My fiance starts plants for the garden indoors and we have a "plant mat" that heats the roots of the plants (or the seeds and soil) to help with germination and growing.
I quickly ran upstairs to our planting area and read the mat, it says it heats 10 to 20 degrees above ambient room temp.(Room temp was around 60)

Reason I needed this,we had severe storms last night and it blew rain into the nestboxes. The wind was fierce and could not pick a direction, we thought there was a tornado. All of the babies were wet and cold so we had planned to put them on the heating pad before we discovered the problem.

After changing the bedding in the nests and drying some of the mommas hair we reconstructed the nests and once they were warm we put the babies back.

I am not positive the right babies are with the right doe but they really don't care, both are great moms and deal well with fostering. 5 hours later all the babies are happily snoozing.
 
We heat a damp washcloth up in the microwave until it's toasty warm and then wrap it around the little kit and hold it under our chins and cuddle it. Sometimes it works, sometimes it doesn't. Sorry to hear about your spate of bad weather but glad to hear that everyone made it through OK!
 
With any type of heating /electrical I would be worried about it getting too hot and sculding thier skin. Even on low they are way to hot. I worked for a vet for 12 years and whenever we had kittens, puppies and or bunnies that needed warming we would heat up lactated ringers and wrap that in a towel and the warm the babies by wrapping them around the wrapped warmed bag. I personally would use a hot water bottle and your body heat.
 
Well - I'm a large woman....so I use the "put em in the bra" method....works quite well.
 
I have saved many cold bunnies and the best method I have so far is a blow dryer on low and waving it fast and quite a few inches away from the bunny. I slowly turn the bunny and get it warmed up. Then they need to maintain their body heat before they can eat. I have found that bunnies that have gotten cold very easily get cold again. I like to put a hot water bottle (or even a pop bottle with warm water in it) in a box and put the bunnies either on it or around it for quite a few hours before I even try to return them to the nest. A chilled bunny that nurses is often a dead bunny.
 
I_heart_Fraggles wrote:
I would use water bottles as well. LOL put em in the bra!
I was told to do that by another lionhead breeders and several lionhead breeds that I know use that method.

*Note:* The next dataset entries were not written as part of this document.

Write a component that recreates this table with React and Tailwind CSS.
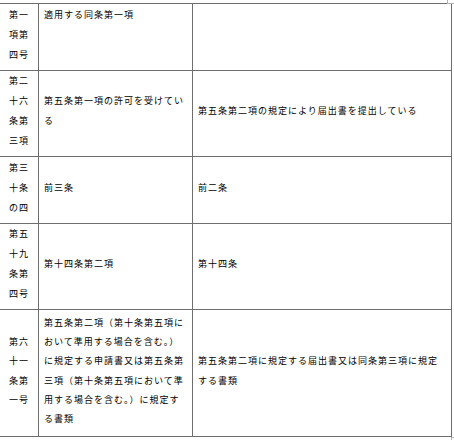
import React from "react";

const Lines = ({ lines }) => (
  <div className="whitespace-nowrap">
    {lines.map((l, i) => (
      <div key={i}>{l}</div>
    ))}
  </div>
);

const Cell = ({ children, className = "" }) => (
  <div className={`bg-white flex pb-[5px] ${className}`}>{children}</div>
);

export default function App() {
  const rows = [
    {
      h: "h-[66px]",
      lh: "leading-[20px]",
      c1: ["第一", "項第", "四号"],
      c2: ["適用する同条第一項"],
      c2top: true,
      c3: [],
    },
    {
      h: "h-[85px]",
      lh: "leading-[20px]",
      c1: ["第二", "十六", "条第", "三項"],
      c2: ["第五条第一項の許可を受けてい", "る"],
      c3: ["第五条第二項の規定により届出書を提出している"],
    },
    {
      h: "h-[66px]",
      lh: "leading-[20px]",
      c1: ["第三", "十条", "の四"],
      c2: ["前三条"],
      c3: ["前二条"],
    },
    {
      h: "h-[85px]",
      lh: "leading-[20px]",
      c1: ["第五", "十九", "条第", "四号"],
      c2: ["第十四条第二項"],
      c3: ["第十四条"],
    },
    {
      h: "h-[126px]",
      lh: "leading-[19.2px]",
      c1: ["第六", "十一", "条第", "一号"],
      c2: [
        "第五条第二項（第十条第五項に",
        "おいて準用する場合を含む。）",
        "に規定する申請書又は第五条第",
        "三項（第十条第五項において準",
        "用する場合を含む。）に規定す",
        "る書類",
      ],
      c3: ["第五条第二項に規定する届出書又は同条第三項に規定", "する書類"],
    },
  ];

  return (
    <div className="relative w-[454px] h-[440px] bg-white overflow-hidden font-['Noto_Sans_CJK_JP',sans-serif] text-[9px] tracking-[1px] text-black">
      <div className="absolute left-[447px] top-0 w-px h-[4px] bg-[#b4b4b4]" />
      <div className="absolute left-[447px] top-[3px] w-[7px] h-px bg-[#b4b4b4]" />
      <div className="absolute left-[451px] top-[437px] w-[3px] h-px bg-[#b4b4b4]" />
      <div className="absolute left-[451px] top-[437px] w-px h-[3px] bg-[#b4b4b4]" />
      <div className="mt-[3px] w-[452px] bg-[#6e6e6e] pt-px pr-px pb-px grid grid-cols-[38px_153px_258px] gap-px">
        {rows.map((r, i) => (
          <React.Fragment key={i}>
            <Cell className={`${r.h} ${r.lh} items-center pl-[9px]`}>
              <Lines lines={r.c1} />
            </Cell>
            <Cell
              className={`${r.h} ${r.lh} pl-[5px] ${
                r.c2top ? "items-start pt-px" : "items-center"
              }`}
            >
              <Lines lines={r.c2} />
            </Cell>
            <Cell className={`${r.h} ${r.lh} items-center pl-[5px]`}>
              <Lines lines={r.c3} />
            </Cell>
          </React.Fragment>
        ))}
      </div>
    </div>
  );
}
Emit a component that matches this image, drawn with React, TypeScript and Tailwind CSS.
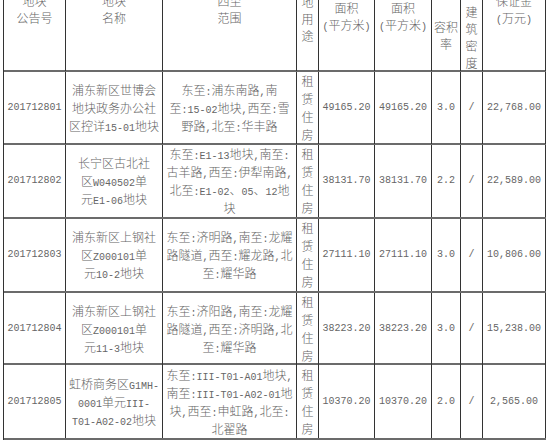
import React from "react";

const MONO = "font-['Liberation_Mono','Noto_Sans_CJK_SC',monospace] text-[10px] leading-none";

function T({ s }: { s: string }) {
  const parts = s.split(/([\x20-\x7E]+)/).filter((p) => p.length > 0);
  return (
    <>
      {parts.map((p, i) =>
        /^[\x20-\x7E]+$/.test(p) ? (
          <span key={i} className={MONO}>
            {p}
          </span>
        ) : (
          <span key={i}>{p}</span>
        )
      )}
    </>
  );
}

const COLS =
  "grid grid-cols-[62px_97px_134px_22px_56px_57px_29px_22px_63px]";

type Row = {
  id: string;
  name: string[];
  range: string[];
  a1: string;
  a2: string;
  far: string;
  fee: string;
  h: string;
};

const rows: Row[] = [
  {
    id: "201712801",
    name: ["浦东新区世博会", "地块政务办公社", "区控详15-01地块"],
    range: ["东至:浦东南路,南", "至:15-02地块,西至:雪", "野路,北至:华丰路"],
    a1: "49165.20",
    a2: "49165.20",
    far: "3.0",
    fee: "22,768.00",
    h: "h-[73px]",
  },
  {
    id: "201712802",
    name: ["长宁区古北社", "区W040502单", "元E1-06地块"],
    range: ["东至:E1-13地块,南至:", "古羊路,西至:伊犁南路,", "北至:E1-02、05、12地", "块"],
    a1: "38131.70",
    a2: "38131.70",
    far: "2.2",
    fee: "22,589.00",
    h: "h-[74px]",
  },
  {
    id: "201712803",
    name: ["浦东新区上钢社", "区Z000101单", "元10-2地块"],
    range: ["东至:济明路,南至:龙耀", "路隧道,西至:耀龙路,北", "至:耀华路"],
    a1: "27111.10",
    a2: "27111.10",
    far: "3.0",
    fee: "10,806.00",
    h: "h-[74px]",
  },
  {
    id: "201712804",
    name: ["浦东新区上钢社", "区Z000101单", "元11-3地块"],
    range: ["东至:济阳路,南至:龙耀", "路隧道,西至:济明路,北", "至:耀华路"],
    a1: "38223.20",
    a2: "38223.20",
    far: "3.0",
    fee: "15,238.00",
    h: "h-[72px]",
  },
  {
    id: "201712805",
    name: ["虹桥商务区G1MH-", "0001单元III-", "T01-A02-02地块"],
    range: ["东至:III-T01-A01地块,", "南至:III-T01-A02-01地", "块,西至:申虹路,北至:", "北翟路"],
    a1: "10370.20",
    a2: "10370.20",
    far: "2.0",
    fee: "2,565.00",
    h: "h-[75px]",
  },
];

const cellBase =
  "flex flex-col items-center justify-center border-r border-[#333] text-center whitespace-nowrap leading-[18px]";

function Lines({ lines }: { lines: string[] }) {
  return (
    <>
      {lines.map((l, i) => (
        <div key={i}>
          <T s={l} />
        </div>
      ))}
    </>
  );
}

type H = { lines: string[]; mt: string };

const header: H[] = [
  { lines: ["地块", "公告号"], mt: "mt-[-8px]" },
  { lines: ["地块", "名称"], mt: "mt-[-8px]" },
  { lines: ["四至", "范围"], mt: "mt-[-8px]" },
  { lines: ["土", "地", "用", "途"], mt: "mt-[-24px]" },
  { lines: ["出让", "面积", "(平方米)"], mt: "mt-[-18px]" },
  { lines: ["建筑", "面积", "(平方米)"], mt: "mt-[-18px]" },
  { lines: ["容积", "率"], mt: "mt-[18px]" },
  { lines: ["建", "筑", "密", "度"], mt: "mt-[3px]" },
  { lines: ["保证金", "(万元)"], mt: "mt-[-8px]" },
];

export default function App() {
  return (
    <div className="w-[550px] h-[442px] overflow-hidden bg-white text-[#666] text-[12px] font-light font-['Noto_Sans_CJK_SC',sans-serif]">
      <div className="ml-[3px] w-[543px] border-l border-[#333]">
        <div className={`${COLS} h-[72px] border-b-2 border-b-[#6b6b6b]`}>
          {header.map((c, i) => (
            <div
              key={i}
              className="flex flex-col items-center justify-start border-r border-[#333] text-center whitespace-nowrap leading-[17px]"
            >
              <div className={c.mt}>
                <Lines lines={c.lines} />
              </div>
            </div>
          ))}
        </div>
        {rows.map((r) => (
          <div
            key={r.id}
            className={`${COLS} ${r.h} border-b-2 border-b-[#6b6b6b]`}
          >
            <div className={cellBase}>
              <T s={r.id} />
            </div>
            <div className={cellBase}>
              <Lines lines={r.name} />
            </div>
            <div className={cellBase}>
              <Lines lines={r.range} />
            </div>
            <div className={cellBase}>
              <Lines lines={["租", "赁", "住", "房"]} />
            </div>
            <div className={cellBase}>
              <T s={r.a1} />
            </div>
            <div className={cellBase}>
              <T s={r.a2} />
            </div>
            <div className={cellBase}>
              <T s={r.far} />
            </div>
            <div className={cellBase}>
              <T s="/" />
            </div>
            <div className={cellBase}>
              <T s={r.fee} />
            </div>
          </div>
        ))}
      </div>
    </div>
  );
}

Of course - its much easier to do with a lionhead (especially if you have two or three) than it is to do with a flemish giant!


 
I had a whole litter of satins in April that I had to warm. I set them in a pillow case and set that over a register in the living room. and I just kept checking them. The cloth warms pretty quick and it warmed their bodies without being too hot.
 
I put rice in one of those heavy white cotton socks.

Warm it in the microwave till it's quite warm. If I feel it's too warm I will put a facecloth around it.

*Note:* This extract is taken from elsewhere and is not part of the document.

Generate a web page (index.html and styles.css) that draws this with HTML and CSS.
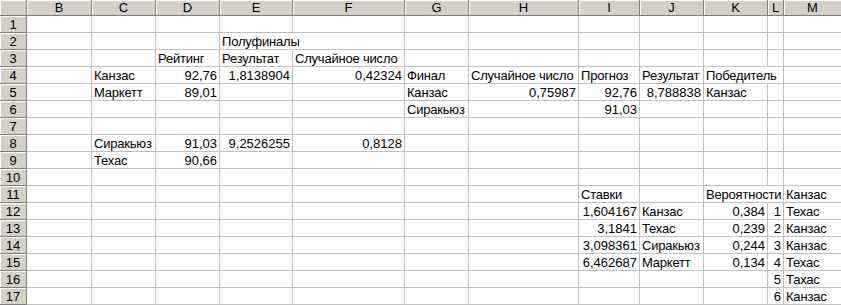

This will mold to the bunnies body. I find this method really warms the bunny up quite fast. I had a couple of bunnies in the past that I honestly wasn't sure they were going to make it through the night.:sickbunny: This method warmed them up quite fast.

When the sock cools just microwave it again.

Susan:nod
 
I rubbed them gently in between my hands as if you were trying to start a fire with sticks. I did it to the little runt who has now turned into my little girl Etta. Almost lost her at 6 days when I found her way outside the box.